Rise in attacks on teachers put down to repeat offenders

Figures showing a threefold rise in reported assaults on Borders teachers by pupils have been blamed on a statistical anomaly.

Thursday, 18th January 2018, 8:47 am
Updated Thursday, 18th January 2018, 8:57 am
John Lamont (Scottish Conservative) Duns election hustings.

A freedom of information request brought to light that there were 79 attacks on teachers reported in the last academic year, compared with 25 in 2015-16.

The council responded that the reason the figure was so low for 2015-16 wasn’t because of fewer assaults taking place but “due to a reduction overall in incidents reported”.

Borders MP John Lamont, pictured below, said any attacks on teachers are unnacceptable.

He told us: “It’s important to recognise that these are a relatively small number of instances.

“However, teachers should not be subjected to any form of assault at school.

“It just simply should not be happening.

“What is equally as concerning is that teachers felt unable to report incidents in 2015 for some reason.

“It’s important to make sure teachers feel empowered to tackle this type of behaviour, and it should remain the case that headteachers can expel pupils where necessary.

“However, we also need to look at the root causes for behaviour like this.”

A Scottish Borders Council spokesperson told the Southern: “Some of the increase is down to repeat incidents involving the same pupils and teachers.

“In these instances, the council has taken steps to ensure that the necessary support is in place.”

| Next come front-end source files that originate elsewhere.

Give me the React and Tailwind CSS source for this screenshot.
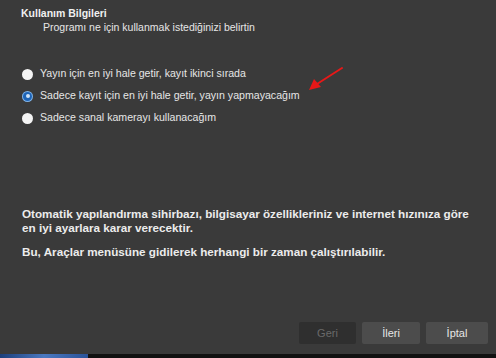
import { useState } from 'react'

const options = [
  'Yayın için en iyi hale getir, kayıt ikinci sırada',
  'Sadece kayıt için en iyi hale getir, yayın yapmayacağım',
  'Sadece sanal kamerayı kullanacağım',
]

const Radio = ({ checked, label, onClick }) => (
  <button onClick={onClick} className="flex items-center h-[22px] text-left">
    {checked ? (
      <span className="w-[11px] h-[11px] rounded-full bg-[#7fb4ea] flex items-center justify-center">
        <span className="w-[9px] h-[9px] rounded-full bg-[#1e64b6] flex items-center justify-center">
          <span className="w-[4px] h-[4px] rounded-full bg-[#cfe3f7]" />
        </span>
      </span>
    ) : (
      <span className="w-[11px] h-[11px] rounded-full bg-[#f4f4f4]" />
    )}
    <span className="ml-[7px] text-[10.6px] text-[#e6e6e6]">{label}</span>
  </button>
)

const App = () => {
  const [selected, setSelected] = useState(1)

  return (
    <div className="w-[496px] h-[358px] bg-[#3a3a3a] flex flex-col font-['Liberation_Sans',sans-serif] overflow-hidden">
      <div className="pl-[21px] pt-[6px]">
        <div className="text-[10.5px] font-bold text-[#f0f0f0] leading-[14px]">Kullanım Bilgileri</div>
        <div className="pl-[22px] text-[10.5px] text-[#e6e6e6] leading-[14px]">
          Programı ne için kullanmak istediğinizi belirtin
        </div>
      </div>

      <div className="relative flex flex-col pl-[22px] mt-[29px]">
        {options.map((opt, i) => (
          <Radio key={i} checked={selected === i} label={opt} onClick={() => setSelected(i)} />
        ))}
        <svg className="absolute left-[305px] top-[2px]" width="40" height="28" viewBox="0 0 40 28">
          <line x1="37" y1="3" x2="12" y2="19" stroke="#e81818" strokeWidth="2" strokeLinecap="round" />
          <polygon points="4,25 9,14 16,22" fill="#e81818" />
        </svg>
      </div>

      <div className="pl-[22px] pr-[18px] mt-[78px] text-[11.7px] font-bold text-[#ececec] leading-[14px]">
        <p>
          Otomatik yapılandırma sihirbazı, bilgisayar özellikleriniz ve internet hızınıza göre en iyi ayarlara karar verecektir.
        </p>
        <p className="mt-[10px]">Bu, Araçlar menüsüne gidilerek herhangi bir zaman çalıştırılabilir.</p>
      </div>

      <div className="mt-auto flex justify-end gap-[6px] pr-[8px] pb-[10px]">
        <button className="w-[57px] h-[22px] rounded-[2px] bg-[#2f2f2f] text-[11px] text-[#6a6a6a]">Geri</button>
        <button className="w-[58px] h-[22px] rounded-[2px] bg-[#4c4c4c] text-[11px] text-[#e6e6e6]">İleri</button>
        <button className="w-[62px] h-[22px] rounded-[2px] bg-[#4c4c4c] text-[11px] text-[#e6e6e6]">İptal</button>
      </div>
      <div className="h-[4px] bg-[#111] flex">
        <div className="w-[88px] bg-gradient-to-r from-[#1d3f7a] via-[#4a78c0] to-[#2a5298]" />
      </div>
    </div>
  )
}

export default App
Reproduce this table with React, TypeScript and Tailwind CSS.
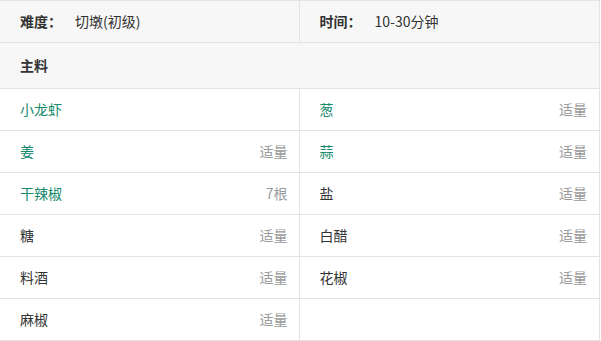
const font = { fontFamily: '"Noto Sans CJK SC", "Noto Sans", sans-serif' };

type Item = { name: string; amount: string; link?: boolean };

const items: (Item | null)[] = [
  { name: "小龙虾", amount: "", link: true },
  { name: "葱", amount: "适量", link: true },
  { name: "姜", amount: "适量", link: true },
  { name: "蒜", amount: "适量", link: true },
  { name: "干辣椒", amount: "7根", link: true },
  { name: "盐", amount: "适量" },
  { name: "糖", amount: "适量" },
  { name: "白醋", amount: "适量" },
  { name: "料酒", amount: "适量" },
  { name: "花椒", amount: "适量" },
  { name: "麻椒", amount: "适量" },
  null,
];

function Cell({ item, left }: { item: Item | null; left: boolean }) {
  return (
    <div
      className={`flex h-[42px] items-center justify-between border-b border-[#e3e3e3] pl-5 ${
        left ? "w-[300px] border-r pr-[11px]" : "w-[300px] pr-[12px]"
      }`}
    >
      {item && (
        <>
          <span className={item.link ? "text-[#14896b]" : "text-[#333]"}>{item.name}</span>
          <span className="text-[#999]">{item.amount}</span>
        </>
      )}
    </div>
  );
}

export default function App() {
  const rows: (Item | null)[][] = [];
  for (let i = 0; i < items.length; i += 2) rows.push([items[i], items[i + 1]]);

  return (
    <div className="h-[341px] w-[601px] bg-white text-[14px]" style={font}>
      <div className="w-[600px] border-t border-r border-[#e3e3e3]">
        {/* info */}
        <div className="flex bg-[#f7f7f7]">
          <div className="flex h-[42px] w-[300px] items-center border-b border-r border-[#e3e3e3] pl-5 text-[#333]">
            <span className="w-[55px] font-bold">难度：</span>
            <span>切墩(初级)</span>
          </div>
          <div className="flex h-[42px] w-[300px] items-center border-b border-[#e3e3e3] pl-5 text-[#333]">
            <span className="w-[55px] font-bold">时间：</span>
            <span>10-30分钟</span>
          </div>
        </div>

        {/* section title */}
        <div className="flex h-[46px] items-center border-b border-[#e3e3e3] bg-[#f7f7f7] pl-5 font-bold text-[#333]">
          主料
        </div>

        {rows.map((r, i) => (
          <div key={i} className="flex">
            <Cell item={r[0]} left />
            <Cell item={r[1]} left={false} />
          </div>
        ))}
      </div>
    </div>
  );
}
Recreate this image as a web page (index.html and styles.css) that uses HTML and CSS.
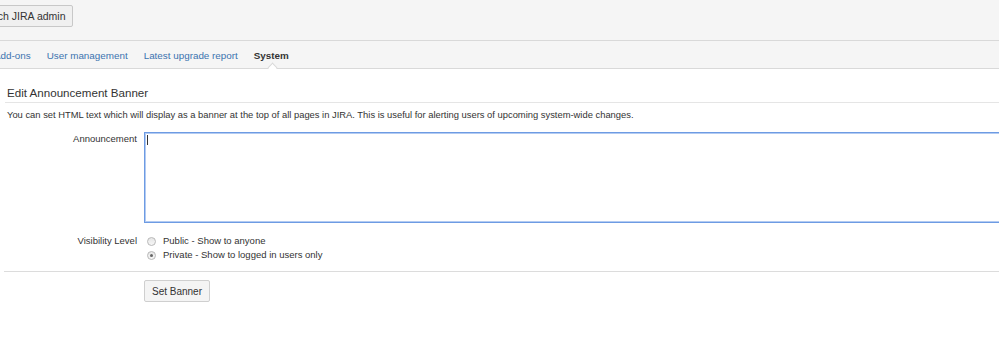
FILE: index.html
```html
<!DOCTYPE html>
<html lang="en">
<head>
    <meta charset="UTF-8">
    <title>Announcement Banner</title>
    <link rel="stylesheet" href="styles.css">
</head>
<body>
    <!-- Верхняя панель администрирования -->
    <div class="admin-bar">
        <button class="switch-btn">Switch JIRA admin</button>
    </div>

    <!-- Вкладки -->
    <div class="tabs">
        <a class="tab" href="#">Add-ons</a>
        <a class="tab" href="#">User management</a>
        <a class="tab" href="#">Latest upgrade report</a>
        <a class="tab active" href="#">System</a>
    </div>

    <div class="content">
        <h2 class="page-title">Edit Announcement Banner</h2>
        <p class="description">You can set HTML text which will display as a banner at the top of all pages in JIRA. This is useful for alerting users of upcoming system-wide changes.</p>

        <form class="banner-form">
            <div class="field-row">
                <label class="field-label" for="announcement">Announcement</label>
                <div class="textarea-wrap">
                    <textarea id="announcement" class="announcement"></textarea>
                    <span class="caret"></span>
                </div>
            </div>

            <div class="field-row visibility">
                <span class="field-label">Visibility Level</span>
                <div class="radio-list">
                    <label class="radio-item"><input type="radio" name="visibility" value="public"> Public - Show to anyone</label>
                    <label class="radio-item"><input type="radio" name="visibility" value="private" checked> Private - Show to logged in users only</label>
                </div>
            </div>

            <div class="buttons-row">
                <button type="button" class="submit-btn">Set Banner</button>
            </div>
        </form>
    </div>
</body>
</html>
```

FILE: styles.css
```css
/* Основной стиль страницы */
body {
    font-family: 'Liberation Sans', Arial, sans-serif;
    font-size: 9.5px;
    color: #333;
    background-color: #fff;
    margin: 0;
    overflow: hidden;
}

/* Верхняя панель */
.admin-bar {
    background-color: #f5f5f5;
    height: 41px;
    border-bottom: 1px solid #d9d9d9;
    box-sizing: border-box;
    padding-top: 5px;
}

.switch-btn {
    font-family: inherit;
    font-size: 10.5px;
    color: #333;
    background-color: #f0f0f0;
    border: 1px solid #c8c8c8;
    border-radius: 2px;
    height: 22px;
    padding: 0 6px;
    margin-left: -29px;
}

/* Вкладки */
.tabs {
    display: flex;
    gap: 16px;
    background-color: #f5f5f5;
    height: 28px;
    border-bottom: 1px solid #d9d9d9;
    box-sizing: border-box;
    align-items: center;
    margin-left: -6px;
    padding-top: 1px;
}

.tab {
    color: #3b73af;
    text-decoration: none;
    font-size: 9.85px;
    position: relative;
}

.tab.active {
    color: #333;
    font-weight: bold;
}

/* Маленький уголок под активной вкладкой */
.tab.active::after {
    content: '';
    position: absolute;
    left: 15px;
    bottom: -10px;
    width: 6px;
    height: 6px;
    background: #fff;
    border-left: 1px solid #d9d9d9;
    border-top: 1px solid #d9d9d9;
    transform: rotate(45deg);
}

/* Контент */
.content {
    padding-left: 5px;
}

.page-title {
    font-size: 11.6px;
    font-weight: normal;
    color: #333;
    margin: 17px 0 0;
    padding: 0 0 2px 2px;
    border-bottom: 1px solid #e5e5e5;
    line-height: 14px;
}

.description {
    margin: 6px 0 11px 2px;
    font-size: 9.4px;
    line-height: 12px;
}

/* Форма */
.field-row {
    display: grid;
    grid-template-columns: 139px 1fr;
}

.field-label {
    text-align: right;
    padding-right: 7px;
    padding-top: 1px;
    line-height: 12px;
}

.textarea-wrap {
    position: relative;
}

.announcement {
    display: block;
    width: 880px;
    height: 91px;
    box-sizing: border-box;
    border: 1px solid #6d9be3;
    box-shadow: inset 0 0 0 1px #b3cbf2;
    outline: none;
    resize: none;
    margin: 0;
}

/* Курсор в поле */
.caret {
    position: absolute;
    left: 3px;
    top: 3px;
    width: 1px;
    height: 10px;
    background: #333;
}

.visibility {
    margin-top: 11px;
}

.radio-list {
    display: flex;
    flex-direction: column;
    gap: 2px;
    padding: 1px 0 0 3px;
}

.radio-item {
    display: flex;
    align-items: center;
    gap: 7px;
    line-height: 12px;
}

.radio-item input {
    appearance: none;
    width: 9px;
    height: 9px;
    margin: 0;
    border-radius: 50%;
    border: 1px solid #b8b8b8;
    background: linear-gradient(#e6e6e6, #f6f6f6);
    box-sizing: border-box;
    position: relative;
}

.radio-item input:checked::after {
    content: '';
    position: absolute;
    left: 2px;
    top: 2px;
    width: 3px;
    height: 3px;
    border-radius: 50%;
    background: #666;
}

.buttons-row {
    border-top: 1px solid #dcdcdc;
    margin-top: 10px;
    margin-left: -1px;
    padding: 8px 0 0 140px;
}

.submit-btn {
    font-family: inherit;
    font-size: 10px;
    color: #333;
    background-color: #f4f4f4;
    border: 1px solid #cfcfcf;
    border-radius: 2px;
    height: 22px;
    width: 66px;
    padding: 0;
}
```
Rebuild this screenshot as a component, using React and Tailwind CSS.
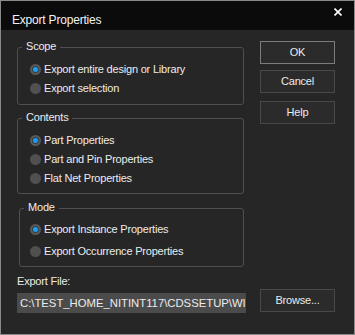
import React from "react";

function Radio({ checked, label, className = "" }) {
  return (
    <div className={"flex items-center " + className}>
      {checked ? (
        <span className="ml-[12px] flex h-[11px] w-[11px] items-center justify-center rounded-full bg-[#5a5a5a]">
          <span className="flex h-[7px] w-[7px] items-center justify-center rounded-full bg-[#3c3c3c]">
            <span className="h-[5px] w-[5px] rounded-full bg-[#12a0ff]" />
          </span>
        </span>
      ) : (
        <span className="ml-[12px] h-[11px] w-[11px] rounded-full bg-[#505050]" />
      )}
      <span className="ml-[3px] whitespace-nowrap">{label}</span>
    </div>
  );
}

function Group({ title, className = "", children }) {
  return (
    <div className={"relative rounded-[3px] border border-[#4f4f4f] " + className}>
      <span className="absolute left-[4px] top-[-9px] bg-[#262626] px-[4px] leading-[14px]">{title}</span>
      {children}
    </div>
  );
}

function Button({ children, def = false, className = "" }) {
  return (
    <div
      className={
        "flex h-[23px] w-[75px] items-center justify-center border bg-[#2b2b2b] " +
        (def ? "border-[#7c7c7c] " : "border-[#484848] ") +
        className
      }
    >
      {children}
    </div>
  );
}

export default function App() {
  return (
    <div className="h-[335px] w-[355px] overflow-hidden border border-[#8a8a8a] bg-[#262626] font-['Liberation_Sans',sans-serif] text-[11px] tracking-[-0.2px] text-[#ececec]">
      <div className="flex h-[29px] items-start justify-between bg-[#0b0b0b]">
        <span className="ml-[11px] mt-[12px] text-[12px] leading-[14px] text-[#f2f2f2]">Export Properties</span>
        <svg className="mr-[12px] mt-[7px]" width="8" height="8" viewBox="0 0 8 8">
          <path d="M0.5 0.5 L7.5 7.5 M7.5 0.5 L0.5 7.5" stroke="#ffffff" strokeWidth="1.6" />
        </svg>
      </div>
      <div className="flex">
        <div className="ml-[16px] flex w-[229px] flex-col">
          <Group title="Scope" className="mt-[17px] h-[58px] w-[227px]">
            <div className="pt-[12px]">
              <Radio checked label="Export entire design or Library" className="h-[19px]" />
              <Radio label="Export selection" className="h-[19px]" />
            </div>
          </Group>
          <Group title="Contents" className="mt-[13px] h-[76px] w-[227px]">
            <div className="pt-[12px]">
              <Radio checked label="Part Properties" className="h-[19px]" />
              <Radio label="Part and Pin Properties" className="h-[19px]" />
              <Radio label="Flat Net Properties" className="h-[19px]" />
            </div>
          </Group>
          <Group title="Mode" className="ml-[2px] mt-[14px] h-[59px] w-[225px]">
            <div className="pt-[10px]">
              <Radio checked label="Export Instance Properties" className="-ml-[2px] h-[20px]" />
              <Radio label="Export Occurrence Properties" className="-ml-[2px] mt-[2px] h-[20px]" />
            </div>
          </Group>
          <div className="mt-[7px] h-[14px] leading-[14px]">Export File:</div>
          <div className="mt-[5px] flex h-[20px] w-[229px] items-center overflow-hidden bg-[#4b4b4b] pl-[3px]">
            <span className="whitespace-nowrap text-[11.3px] tracking-[0px]">C:\TEST_HOME_NITINT117\CDSSETUP\WI</span>
          </div>
        </div>
        <div className="ml-[14px] flex flex-col">
          <Button def className="mt-[11px]">OK</Button>
          <Button className="mt-[6px]">Cancel</Button>
          <Button className="mt-[8px]">Help</Button>
          <Button className="mt-[165px]">Browse...</Button>
        </div>
      </div>
    </div>
  );
}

The spokesperson addded that the council is confident that there was not a significant increase in the actual number of teachers being assaulted from year to year, and that in the case of repeat offenders, it looks to ensure that its “educational provision is appropriate” and “put in place alternative arrangements or specialist support”.

Mr Lamont added: “One measure which should be considered by the Scottish Government is centrally-funding school-based counselling, as is provided to pupils in Wales and Northern Ireland.

“Measures like that would go some way to helping support pupils and tackle this disruptive behaviour.”